_What the task asks_
Each line that holds the word "components" should be returned.

_Data provided_
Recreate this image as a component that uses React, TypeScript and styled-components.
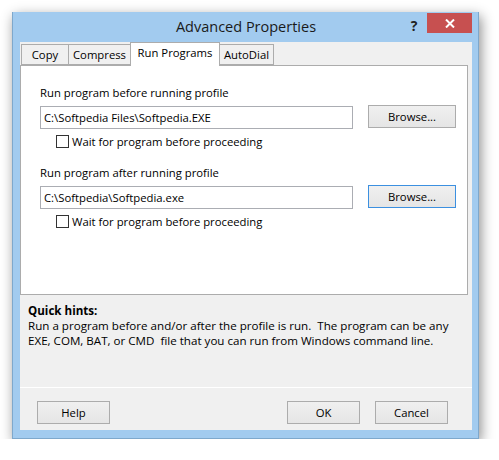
import styled, { createGlobalStyle } from "styled-components";

const GlobalStyle = createGlobalStyle`
  body {
    margin: 0;
    background: #ffffff;
    font-family: "Open Sans", "Noto Sans", sans-serif;
    font-size: 11.3px;
    color: #000000;
  }
`;

const tabs = ["Copy", "Compress", "Run Programs", "AutoDial"];
const tabWidths = [48, 63, 90, 55];

const sections = [
  { label: "Run program before running profile", path: "C:\\Softpedia Files\\Softpedia.EXE", focused: false },
  { label: "Run program after running profile", path: "C:\\Softpedia\\Softpedia.exe", focused: true },
];

export default function App() {
  return (
    <>
      <GlobalStyle />
      <SShell>
        <SWindow>
          <STitleBar>
            <STitle>Advanced Properties</STitle>
            <SHelp>?</SHelp>
            <SClose>
              <svg width="10" height="9" viewBox="0 0 10 9">
                <path d="M1 0.5 L9 8.5 M9 0.5 L1 8.5" stroke="#fff" strokeWidth="2" />
              </svg>
            </SClose>
          </STitleBar>
          <SClient>
            <STabStrip>
              {tabs.map((t, i) => (
                <STab key={t} $active={i === 2} $w={tabWidths[i]}>
                  {t}
                </STab>
              ))}
            </STabStrip>
            <SPanel>
              {sections.map((s) => (
                <SSection key={s.label}>
                  <SLabel>{s.label}</SLabel>
                  <SInputRow>
                    <SInput>{s.path}</SInput>
                    <SButton $w={88} $focused={s.focused}>Browse...</SButton>
                  </SInputRow>
                  <SCheckRow>
                    <SCheckbox />
                    <span>Wait for program before proceeding</span>
                  </SCheckRow>
                </SSection>
              ))}
            </SPanel>
            <SHints>
              <SHintTitle>Quick hints:</SHintTitle>
              <SHintText>
                Run a program before and/or after the profile is run.&nbsp; The program can be any
                <br />
                EXE, COM, BAT, or CMD&nbsp; file that you can run from Windows command line.
              </SHintText>
            </SHints>
            <SButtonBar>
              <SButton $w={73}>Help</SButton>
              <SSpacer />
              <SButton $w={73}>OK</SButton>
              <SButton $w={73}>Cancel</SButton>
            </SButtonBar>
          </SClient>
        </SWindow>
      </SShell>
    </>
  );
}

const SShell = styled.div`
  padding: 12px 0 0 12px;
`;

const SWindow = styled.div`
  width: 467px;
  box-sizing: border-box;
  background: #a2cbef;
  border: 1px solid #7ea8cc;
  border-top: none;
  padding: 0 6px 8px 7px;
  box-shadow: 2px 4px 12px rgba(0, 0, 0, 0.45);
  display: flex;
  flex-direction: column;
`;

const STitleBar = styled.div`
  height: 30px;
  display: flex;
  align-items: flex-start;
`;

const STitle = styled.div`
  flex: 1;
  padding-left: 67px;
  text-align: center;
  font-size: 14.5px;
  line-height: 30px;
  color: #1a1a1a;
`;

const SHelp = styled.div`
  width: 18px;
  margin: 4px 4px 0 0;
  font-weight: bold;
  font-size: 14px;
  color: #222;
  text-align: center;
`;

const SClose = styled.div`
  width: 45px;
  height: 20px;
  margin-top: 1px;
  background: #c75050;
  display: flex;
  align-items: center;
  justify-content: center;
`;

const SClient = styled.div`
  background: #f0f0f0;
  height: 388px;
  display: flex;
  flex-direction: column;
`;

const STabStrip = styled.div`
  height: 23px;
  display: flex;
  align-items: flex-end;
  padding-left: 2px;
`;

const STab = styled.div<{ $active: boolean; $w: number }>`
  width: ${(p) => p.$w}px;
  box-sizing: border-box;
  height: ${(p) => (p.$active ? 24 : 21)}px;
  margin-bottom: ${(p) => (p.$active ? -1 : 0)}px;
  border: 1px solid #acacac;
  border-bottom: ${(p) => (p.$active ? "none" : "1px solid #acacac")};
  margin-left: -1px;
  background: ${(p) => (p.$active ? "#ffffff" : "#f0f0f0")};
  position: relative;
  z-index: ${(p) => (p.$active ? 1 : 0)};
  text-align: center;
  line-height: ${(p) => (p.$active ? 20 : 19)}px;
`;

const SPanel = styled.div`
  height: 230px;
  box-sizing: border-box;
  margin-right: 4px;
  border: 1px solid #acacac;
  background: #ffffff;
  padding: 19px 0 0 19px;
  display: flex;
  flex-direction: column;
  gap: 17px;
`;

const SSection = styled.div`
  display: flex;
  flex-direction: column;
`;

const SLabel = styled.div`
  line-height: 16px;
  margin-bottom: 4px;
`;

const SInputRow = styled.div`
  display: flex;
  align-items: flex-start;
  gap: 15px;
  height: 24px;
`;

const SInput = styled.div`
  width: 313px;
  height: 23px;
  box-sizing: border-box;
  margin-top: 1px;
  border: 1px solid #abadb3;
  padding-left: 3px;
  line-height: 21px;
  white-space: nowrap;
`;

const SButton = styled.div<{ $w: number; $focused?: boolean }>`
  width: ${(p) => p.$w}px;
  height: 23px;
  box-sizing: border-box;
  border: 1px solid ${(p) => (p.$focused ? "#3c90e0" : "#acacac")};
  background: linear-gradient(#f0f0f0, #e5e5e5);
  text-align: center;
  line-height: 21px;
`;

const SCheckRow = styled.div`
  margin-top: 6px;
  padding-left: 16px;
  display: flex;
  align-items: center;
  gap: 3px;
  height: 13px;
`;

const SCheckbox = styled.div`
  width: 13px;
  height: 13px;
  box-sizing: border-box;
  border: 1px solid #333333;
  background: #ffffff;
`;

const SHints = styled.div`
  height: 92px;
  box-sizing: border-box;
  padding: 8px 0 0 8px;
  font-size: 11.6px;
  line-height: 15px;
`;

const SHintTitle = styled.div`
  font-weight: bold;
`;

const SHintText = styled.div``;

const SButtonBar = styled.div`
  flex: 1;
  border-top: 1px solid #ffffff;
  display: flex;
  align-items: flex-start;
  gap: 15px;
  padding: 13px 24px 0 17px;
`;

const SSpacer = styled.div`
  flex: 1;
`;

_Complete output_
Recreate this image as a component that uses React, TypeScript and styled-components.
import styled, { createGlobalStyle } from "styled-components";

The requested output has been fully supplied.